Generally when I hear the knots are not being removed from the billhook I would suspect a problem with the knife arm. However, If I understand correctly from your post, when it misses at other times there is not a knot on either end of the twine. This is critical information on determiing the cause of a problem. The first thing you need to determine when you have a misstie is if there is a knot on one end of the twine. If there is a knot is the knot on the string on top of the bale or the string coming up the front of the bale.

For the time being I will go on the assumption there is no knot on either end of the twine. In a case like this I would suspect either the twine is old, undersized and inconsistent in diameter, baling to tight or too much tension on the twine holder. When the billhook rotates to form the knot, twine must be pulled from the bale or the twine disc. If the twine can be not pulled from twine disc the twine will tear leaving no knot on either end of the twine or will form the knot and then tear and the knife arm will not sweep it off the billhook.

The more common cause of knots hanging on the billhook relate to the knife arm or bill hook. If there are no grooves worn into the billhooks they can pretty much, in most situations, be eliminated as the casue. You said the knife on the knife arm is sharp but I would suspect otherwise. Yes, the knife will feel sharp over the lenght of the knife but the knife does it's cutting in the gullet where the knife intersect with the reinforcement plate on top of it. In this corner is where you need to check for sharpness, unfortunately you can not get your finger into the corner to feel it. When I service a baler for the season I replace the knves and rollers on the knife arm. Your knife is probably riveted to the arm. Grind the rivets off and remove the knife. The new knife kits come with bolts to reinstall the new knife. The roller controls how far the knife arm travels. After reinstallation of the knife arm in the knotter frame, you will need to check two adjustments. The knife arm should rub the billhook lightly when it rotates over it. If it does not rub then use a hammer and hit the knfe arm and recheck. If you go too far you can use a heavy screw driver and pry it back up. You won't break it. Next you need to check the throw of the knfe arm, how far it travels past the end of the billhook.
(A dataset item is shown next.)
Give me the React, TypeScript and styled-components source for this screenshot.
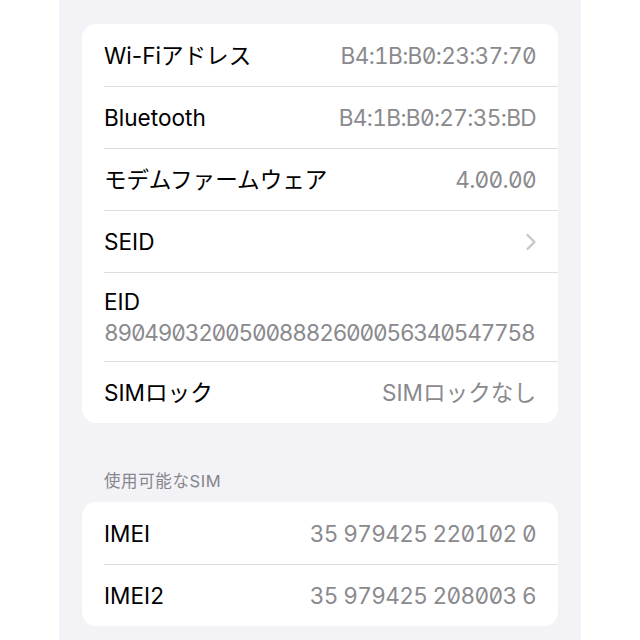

As you rotate the knotter frame up the knife arm sweeps across the billhook. Find the point where the knife arm is at the extreme end of it's travel past the billhook. Hold the knotter frame in position and with your other hand move the knife arm back towards the billhook. When the roller of the knife arms contacts the hight point of the cam you will not be able to move it any more. I just apply pressure to the knife arm towards the billhook when rotating the knotter frame up and find the place where it is at the end of its travel. In this position the end of the knife arm should be 3/8" past the tip of the billhook. If it is less you can bend the knife arm to gain the required distance. You will then need to check if the knife arm still rubs the billhook, which it will not, and readjust as stated above.

Also pull some twine out of the twine box and make sure there is tension on it and just does not slide out easily. You don't need extreme tension but there should be some resistence when the twine is pulled.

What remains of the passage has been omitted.